A point, of course, is simply a coordinate, described by two or more numbers within a projected or unprojected coordinate system.
Tip
Downloading the example code
You can download the example code files for all Packt books you have purchased from your account at http://www.packtpub.com. If you purchased this book elsewhere, you can visit http://www.packtpub.com/support and register to have the files e-mailed directly to you
A path is generally described using what is called a linestring:

A linestring represents a path as a connected series of line segments. A linestring is a deliberate simplification of a path, a way of approximating the curving path without having to deal with the complex maths required to draw and manipulate curves. Linestrings are often used in geospatial data to represent roads, rivers, contour lines, and so on.
Note
Linestrings are also sometimes referred to as polylines.
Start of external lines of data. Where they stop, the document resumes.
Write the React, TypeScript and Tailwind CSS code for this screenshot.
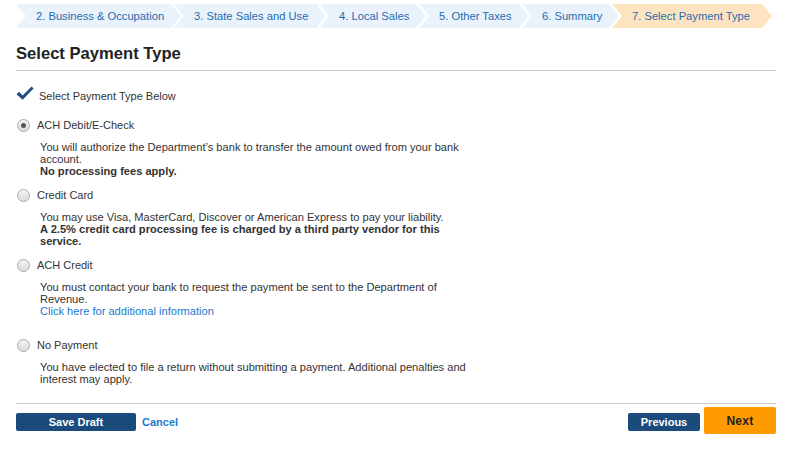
import React from "react";

const steps = [
  { label: "2. Business & Occupation", w: "w-[165px]", active: false },
  { label: "3. State Sales and Use", w: "w-[152px]", active: false },
  { label: "4. Local Sales", w: "w-[107px]", active: false },
  { label: "5. Other Taxes", w: "w-[110px]", active: false },
  { label: "6. Summary", w: "w-[97px]", active: false },
  { label: "7. Select Payment Type", w: "w-[160px]", active: true },
];

function Radio({ checked }: { checked?: boolean }) {
  return (
    <span className="flex h-[13px] w-[13px] shrink-0 items-center justify-center rounded-full border border-[#a9a9a9] bg-gradient-to-b from-[#f4f4f4] to-[#dcdcdc]">
      {checked && <span className="h-[5px] w-[5px] rounded-full bg-[#555]" />}
    </span>
  );
}

function Option({
  label,
  checked,
  children,
  className,
}: {
  label: string;
  checked?: boolean;
  children: React.ReactNode;
  className?: string;
}) {
  return (
    <div className={className}>
      <div className="flex h-[14px] items-center pl-[1px]">
        <Radio checked={checked} />
        <span className="ml-[7px] text-[11px] text-[#333]">{label}</span>
      </div>
      <div className="ml-[24px] mt-[9px] w-[440px] text-[11.1px] leading-[12px] text-[#333]">{children}</div>
    </div>
  );
}

export default function App() {
  return (
    <div className="h-[458px] w-[800px] bg-white px-[16px] pt-[4px] [font-family:Arial,'Liberation_Sans',sans-serif]">
      <div className="flex h-[24px]">
        {steps.map((s, i) => (
          <div
            key={s.label}
            className={`${s.w} ${i > 0 ? "-ml-[7px]" : ""} ${
              s.active ? "bg-[#fde3bf]" : "bg-[#eaf2fc]"
            } flex h-[24px] shrink-0 items-center whitespace-nowrap pl-[20px] text-[11.2px] text-[#1f6db0] [clip-path:polygon(0_0,calc(100%-10px)_0,100%_50%,calc(100%-10px)_100%,0_100%,10px_50%)]`}
          >
            {s.label}
          </div>
        ))}
      </div>

      <h1 className="mt-[16px] text-[16.6px] font-bold leading-[20px] text-[#222]">Select Payment Type</h1>
      <div className="mt-[6px] h-px w-[760px] bg-[#cccccc]" />

      <div className="mt-[15px] flex h-[16px] items-start">
        <svg width="18" height="15" viewBox="0 0 18 15" className="shrink-0">
          <path d="M0.5 8.2 L3 5.8 L6.6 9.4 L15.6 0.5 L17.6 2.6 L6.6 13.8 Z" fill="#234d7e" />
        </svg>
        <span className="ml-[5px] mt-[4px] text-[11px] leading-[12px] text-[#333]">Select Payment Type Below</span>
      </div>

      <Option label="ACH Debit/E-Check" checked className="mt-[16px]">
        <p>You will authorize the Department’s bank to transfer the amount owed from your bank account.</p>
        <p className="font-bold">No processing fees apply.</p>
      </Option>

      <Option label="Credit Card" className="mt-[11px]">
        <p>You may use Visa, MasterCard, Discover or American Express to pay your liability.</p>
        <p className="font-bold">A 2.5% credit card processing fee is charged by a third party vendor for this service.</p>
      </Option>

      <Option label="ACH Credit" className="mt-[11px]">
        <p>You must contact your bank to request the payment be sent to the Department of Revenue.</p>
        <p className="text-[#1a78cf]">Click here for additional information</p>
      </Option>

      <Option label="No Payment" className="mt-[21px]">
        <p>You have elected to file a return without submitting a payment. Additional penalties and interest may apply.</p>
      </Option>

      <div className="mt-[18px] h-px w-[760px] bg-[#cccccc]" />

      <div className="mt-[3px] flex w-[760px] items-start">
        <button className="mt-[6px] flex h-[18px] w-[120px] items-center justify-center rounded-[2px] bg-[#1b4b7c] text-[11px] font-bold text-white">
          Save Draft
        </button>
        <span className="ml-[6px] mt-[6px] flex h-[18px] items-center text-[11px] font-bold text-[#1a78cf]">Cancel</span>
        <div className="flex-1" />
        <button className="mt-[6px] flex h-[18px] w-[72px] items-center justify-center rounded-[2px] bg-[#1b4b7c] text-[11px] font-bold text-white">
          Previous
        </button>
        <button className="ml-[4px] flex h-[27px] w-[72px] items-center justify-center rounded-[2px] bg-[#ff9b00] text-[12px] font-bold tracking-[0.3px] text-[#222]">
          Next
        </button>
      </div>
    </div>
  );
}
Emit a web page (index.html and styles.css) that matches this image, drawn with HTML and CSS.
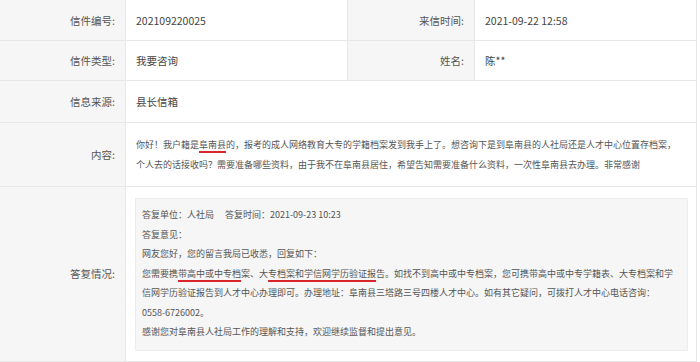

When a linestring is closed (that is, the last line segment finishes at the point where the first line segment starts), the linestring is often referred to as a linear ring.
An outline is often represented in geospatial data using a polygon:

Polygons are commonly used in geospatial data to describe the outline of countries, lakes, cities, and so on. A polygon has an exterior ring, defined by a closed linestring, and may optionally have one or more interior rings within it, each also defined by a closed linestring. The exterior ring represents the polygon's outline, while the interior rings (if any) represent "holes" within the polygon:

These holes are often used to depict interior features such as islands within a lake.